* _DATA BLOCK_:

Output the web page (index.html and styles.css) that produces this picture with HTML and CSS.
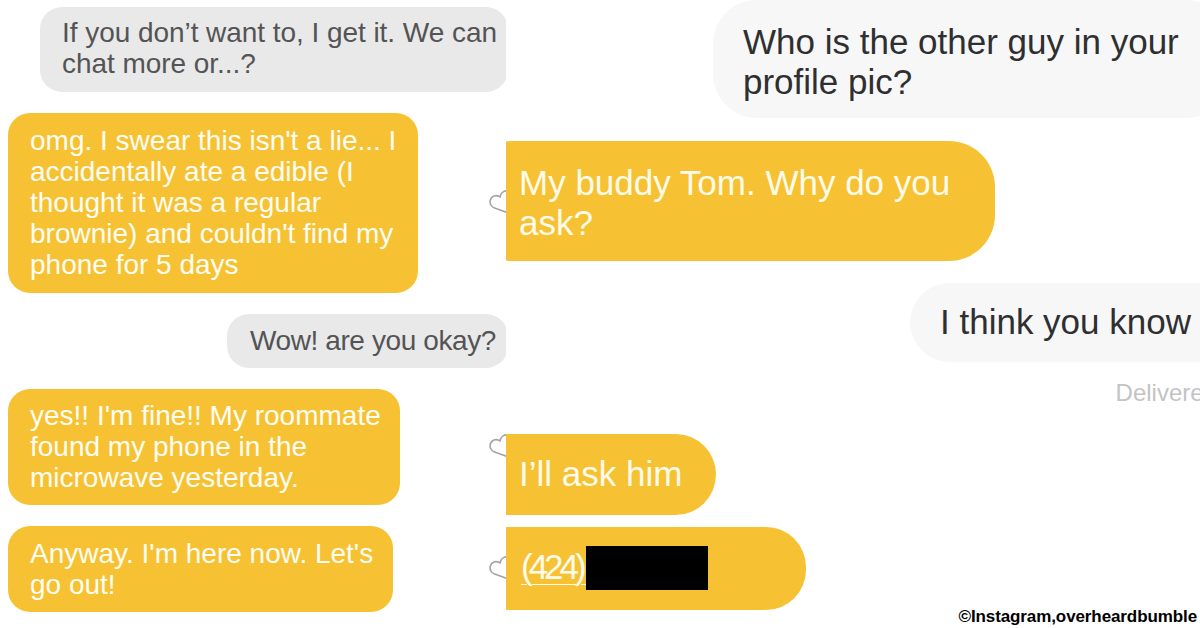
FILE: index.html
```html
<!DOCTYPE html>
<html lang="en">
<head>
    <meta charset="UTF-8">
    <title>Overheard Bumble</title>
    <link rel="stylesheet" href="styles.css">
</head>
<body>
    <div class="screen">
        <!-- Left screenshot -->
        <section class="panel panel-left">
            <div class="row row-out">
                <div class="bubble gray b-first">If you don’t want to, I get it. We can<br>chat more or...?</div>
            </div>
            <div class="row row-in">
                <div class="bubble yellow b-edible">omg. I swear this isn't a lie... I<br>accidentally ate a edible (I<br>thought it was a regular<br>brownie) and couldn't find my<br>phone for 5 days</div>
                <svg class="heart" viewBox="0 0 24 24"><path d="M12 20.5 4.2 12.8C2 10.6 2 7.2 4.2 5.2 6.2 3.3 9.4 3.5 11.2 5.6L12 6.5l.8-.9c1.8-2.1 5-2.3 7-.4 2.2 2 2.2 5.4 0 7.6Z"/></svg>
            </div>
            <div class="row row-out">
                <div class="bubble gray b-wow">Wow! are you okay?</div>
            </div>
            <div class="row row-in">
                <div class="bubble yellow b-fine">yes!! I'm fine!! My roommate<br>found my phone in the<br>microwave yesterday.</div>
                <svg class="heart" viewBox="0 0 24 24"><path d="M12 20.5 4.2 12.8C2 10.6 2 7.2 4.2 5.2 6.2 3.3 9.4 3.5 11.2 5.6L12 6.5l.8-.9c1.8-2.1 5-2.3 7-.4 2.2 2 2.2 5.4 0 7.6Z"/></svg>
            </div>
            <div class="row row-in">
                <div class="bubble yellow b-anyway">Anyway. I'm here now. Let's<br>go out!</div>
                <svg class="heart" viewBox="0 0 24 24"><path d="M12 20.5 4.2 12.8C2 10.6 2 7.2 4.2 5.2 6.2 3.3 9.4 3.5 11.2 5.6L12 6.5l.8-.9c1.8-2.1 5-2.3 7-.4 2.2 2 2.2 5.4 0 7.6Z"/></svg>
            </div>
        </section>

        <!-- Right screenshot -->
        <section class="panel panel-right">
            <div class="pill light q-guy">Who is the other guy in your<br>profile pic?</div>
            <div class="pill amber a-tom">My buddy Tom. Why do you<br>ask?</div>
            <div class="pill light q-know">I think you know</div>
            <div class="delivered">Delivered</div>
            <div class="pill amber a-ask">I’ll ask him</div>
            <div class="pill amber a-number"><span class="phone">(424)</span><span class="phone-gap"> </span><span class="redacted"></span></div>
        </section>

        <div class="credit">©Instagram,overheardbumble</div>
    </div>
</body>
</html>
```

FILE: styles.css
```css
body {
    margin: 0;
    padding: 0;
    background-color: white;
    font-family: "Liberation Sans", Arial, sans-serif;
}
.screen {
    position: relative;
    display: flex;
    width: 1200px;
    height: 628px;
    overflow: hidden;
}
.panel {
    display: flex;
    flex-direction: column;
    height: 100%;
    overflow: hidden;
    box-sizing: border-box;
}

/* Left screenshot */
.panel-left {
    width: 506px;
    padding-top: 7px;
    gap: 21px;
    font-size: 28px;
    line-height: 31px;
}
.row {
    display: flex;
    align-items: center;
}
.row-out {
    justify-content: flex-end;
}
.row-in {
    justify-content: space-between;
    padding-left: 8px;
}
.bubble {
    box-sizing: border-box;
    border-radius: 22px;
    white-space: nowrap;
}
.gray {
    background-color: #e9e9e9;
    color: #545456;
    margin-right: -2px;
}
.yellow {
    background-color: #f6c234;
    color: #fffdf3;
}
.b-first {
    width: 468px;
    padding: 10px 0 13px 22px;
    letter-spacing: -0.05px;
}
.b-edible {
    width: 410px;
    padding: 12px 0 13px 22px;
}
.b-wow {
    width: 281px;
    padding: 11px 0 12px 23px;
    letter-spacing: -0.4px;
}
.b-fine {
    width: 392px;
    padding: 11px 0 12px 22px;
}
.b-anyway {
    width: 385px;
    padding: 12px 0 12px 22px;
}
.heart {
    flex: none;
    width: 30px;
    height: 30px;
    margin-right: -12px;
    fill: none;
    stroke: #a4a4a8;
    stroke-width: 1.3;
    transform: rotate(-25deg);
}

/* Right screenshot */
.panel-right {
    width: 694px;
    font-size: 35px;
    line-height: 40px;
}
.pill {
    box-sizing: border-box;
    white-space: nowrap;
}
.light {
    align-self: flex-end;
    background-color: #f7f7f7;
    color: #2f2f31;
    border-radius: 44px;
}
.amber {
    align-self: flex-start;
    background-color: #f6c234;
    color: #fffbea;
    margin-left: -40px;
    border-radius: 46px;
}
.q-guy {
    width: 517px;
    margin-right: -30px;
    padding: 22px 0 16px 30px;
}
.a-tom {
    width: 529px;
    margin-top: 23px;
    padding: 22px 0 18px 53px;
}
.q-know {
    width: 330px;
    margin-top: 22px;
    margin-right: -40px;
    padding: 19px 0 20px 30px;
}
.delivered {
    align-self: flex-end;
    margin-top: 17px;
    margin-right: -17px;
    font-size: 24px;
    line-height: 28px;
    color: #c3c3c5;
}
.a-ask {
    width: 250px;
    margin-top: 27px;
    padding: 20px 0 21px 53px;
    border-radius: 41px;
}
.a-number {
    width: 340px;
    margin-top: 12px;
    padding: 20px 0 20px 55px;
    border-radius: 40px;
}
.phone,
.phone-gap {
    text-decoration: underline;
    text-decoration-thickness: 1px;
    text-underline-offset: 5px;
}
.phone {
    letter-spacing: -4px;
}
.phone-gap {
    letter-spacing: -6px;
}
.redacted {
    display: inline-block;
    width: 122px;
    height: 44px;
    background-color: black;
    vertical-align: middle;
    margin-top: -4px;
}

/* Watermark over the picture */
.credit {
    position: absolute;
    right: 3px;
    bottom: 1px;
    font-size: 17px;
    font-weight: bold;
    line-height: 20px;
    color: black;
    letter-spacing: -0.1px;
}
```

* _EXERCISE GOAL_:
Copy the data character for character, but drop all pictures from the copy.

* _CORRECT RESPONSE_:
Output the web page (index.html and styles.css) that produces this picture with HTML and CSS.
FILE: index.html
```html
<!DOCTYPE html>
<html lang="en">
<head>
    <meta charset="UTF-8">
    <title>Overheard Bumble</title>
    <link rel="stylesheet" href="styles.css">
</head>
<body>
    <div class="screen">
        <!-- Left screenshot -->
        <section class="panel panel-left">
            <div class="row row-out">
                <div class="bubble gray b-first">If you don’t want to, I get it. We can<br>chat more or...?</div>
            </div>
            <div class="row row-in">
                <div class="bubble yellow b-edible">omg. I swear this isn't a lie... I<br>accidentally ate a edible (I<br>thought it was a regular<br>brownie) and couldn't find my<br>phone for 5 days</div>
                <svg class="heart" viewBox="0 0 24 24"><path d="M12 20.5 4.2 12.8C2 10.6 2 7.2 4.2 5.2 6.2 3.3 9.4 3.5 11.2 5.6L12 6.5l.8-.9c1.8-2.1 5-2.3 7-.4 2.2 2 2.2 5.4 0 7.6Z"/></svg>
            </div>
            <div class="row row-out">
                <div class="bubble gray b-wow">Wow! are you okay?</div>
            </div>
            <div class="row row-in">
                <div class="bubble yellow b-fine">yes!! I'm fine!! My roommate<br>found my phone in the<br>microwave yesterday.</div>
                <svg class="heart" viewBox="0 0 24 24"><path d="M12 20.5 4.2 12.8C2 10.6 2 7.2 4.2 5.2 6.2 3.3 9.4 3.5 11.2 5.6L12 6.5l.8-.9c1.8-2.1 5-2.3 7-.4 2.2 2 2.2 5.4 0 7.6Z"/></svg>
            </div>
            <div class="row row-in">
                <div class="bubble yellow b-anyway">Anyway. I'm here now. Let's<br>go out!</div>
                <svg class="heart" viewBox="0 0 24 24"><path d="M12 20.5 4.2 12.8C2 10.6 2 7.2 4.2 5.2 6.2 3.3 9.4 3.5 11.2 5.6L12 6.5l.8-.9c1.8-2.1 5-2.3 7-.4 2.2 2 2.2 5.4 0 7.6Z"/></svg>
            </div>
        </section>

        <!-- Right screenshot -->
        <section class="panel panel-right">
            <div class="pill light q-guy">Who is the other guy in your<br>profile pic?</div>
            <div class="pill amber a-tom">My buddy Tom. Why do you<br>ask?</div>
            <div class="pill light q-know">I think you know</div>
            <div class="delivered">Delivered</div>
            <div class="pill amber a-ask">I’ll ask him</div>
            <div class="pill amber a-number"><span class="phone">(424)</span><span class="phone-gap"> </span><span class="redacted"></span></div>
        </section>

        <div class="credit">©Instagram,overheardbumble</div>
    </div>
</body>
</html>
```

FILE: styles.css
```css
body {
    margin: 0;
    padding: 0;
    background-color: white;
    font-family: "Liberation Sans", Arial, sans-serif;
}
.screen {
    position: relative;
    display: flex;
    width: 1200px;
    height: 628px;
    overflow: hidden;
}
.panel {
    display: flex;
    flex-direction: column;
    height: 100%;
    overflow: hidden;
    box-sizing: border-box;
}

/* Left screenshot */
.panel-left {
    width: 506px;
    padding-top: 7px;
    gap: 21px;
    font-size: 28px;
    line-height: 31px;
}
.row {
    display: flex;
    align-items: center;
}
.row-out {
    justify-content: flex-end;
}
.row-in {
    justify-content: space-between;
    padding-left: 8px;
}
.bubble {
    box-sizing: border-box;
    border-radius: 22px;
    white-space: nowrap;
}
.gray {
    background-color: #e9e9e9;
    color: #545456;
    margin-right: -2px;
}
.yellow {
    background-color: #f6c234;
    color: #fffdf3;
}
.b-first {
    width: 468px;
    padding: 10px 0 13px 22px;
    letter-spacing: -0.05px;
}
.b-edible {
    width: 410px;
    padding: 12px 0 13px 22px;
}
.b-wow {
    width: 281px;
    padding: 11px 0 12px 23px;
    letter-spacing: -0.4px;
}
.b-fine {
    width: 392px;
    padding: 11px 0 12px 22px;
}
.b-anyway {
    width: 385px;
    padding: 12px 0 12px 22px;
}
.heart {
    flex: none;
    width: 30px;
    height: 30px;
    margin-right: -12px;
    fill: none;
    stroke: #a4a4a8;
    stroke-width: 1.3;
    transform: rotate(-25deg);
}

/* Right screenshot */
.panel-right {
    width: 694px;
    font-size: 35px;
    line-height: 40px;
}
.pill {
    box-sizing: border-box;
    white-space: nowrap;
}
.light {
    align-self: flex-end;
    background-color: #f7f7f7;
    color: #2f2f31;
    border-radius: 44px;
}
.amber {
    align-self: flex-start;
    background-color: #f6c234;
    color: #fffbea;
    margin-left: -40px;
    border-radius: 46px;
}
.q-guy {
    width: 517px;
    margin-right: -30px;
    padding: 22px 0 16px 30px;
}
.a-tom {
    width: 529px;
    margin-top: 23px;
    padding: 22px 0 18px 53px;
}
.q-know {
    width: 330px;
    margin-top: 22px;
    margin-right: -40px;
    padding: 19px 0 20px 30px;
}
.delivered {
    align-self: flex-end;
    margin-top: 17px;
    margin-right: -17px;
    font-size: 24px;
    line-height: 28px;
    color: #c3c3c5;
}
.a-ask {
    width: 250px;
    margin-top: 27px;
    padding: 20px 0 21px 53px;
    border-radius: 41px;
}
.a-number {
    width: 340px;
    margin-top: 12px;
    padding: 20px 0 20px 55px;
    border-radius: 40px;
}
.phone,
.phone-gap {
    text-decoration: underline;
    text-decoration-thickness: 1px;
    text-underline-offset: 5px;
}
.phone {
    letter-spacing: -4px;
}
.phone-gap {
    letter-spacing: -6px;
}
.redacted {
    display: inline-block;
    width: 122px;
    height: 44px;
    background-color: black;
    vertical-align: middle;
    margin-top: -4px;
}

/* Watermark over the picture */
.credit {
    position: absolute;
    right: 3px;
    bottom: 1px;
    font-size: 17px;
    font-weight: bold;
    line-height: 20px;
    color: black;
    letter-spacing: -0.1px;
}
```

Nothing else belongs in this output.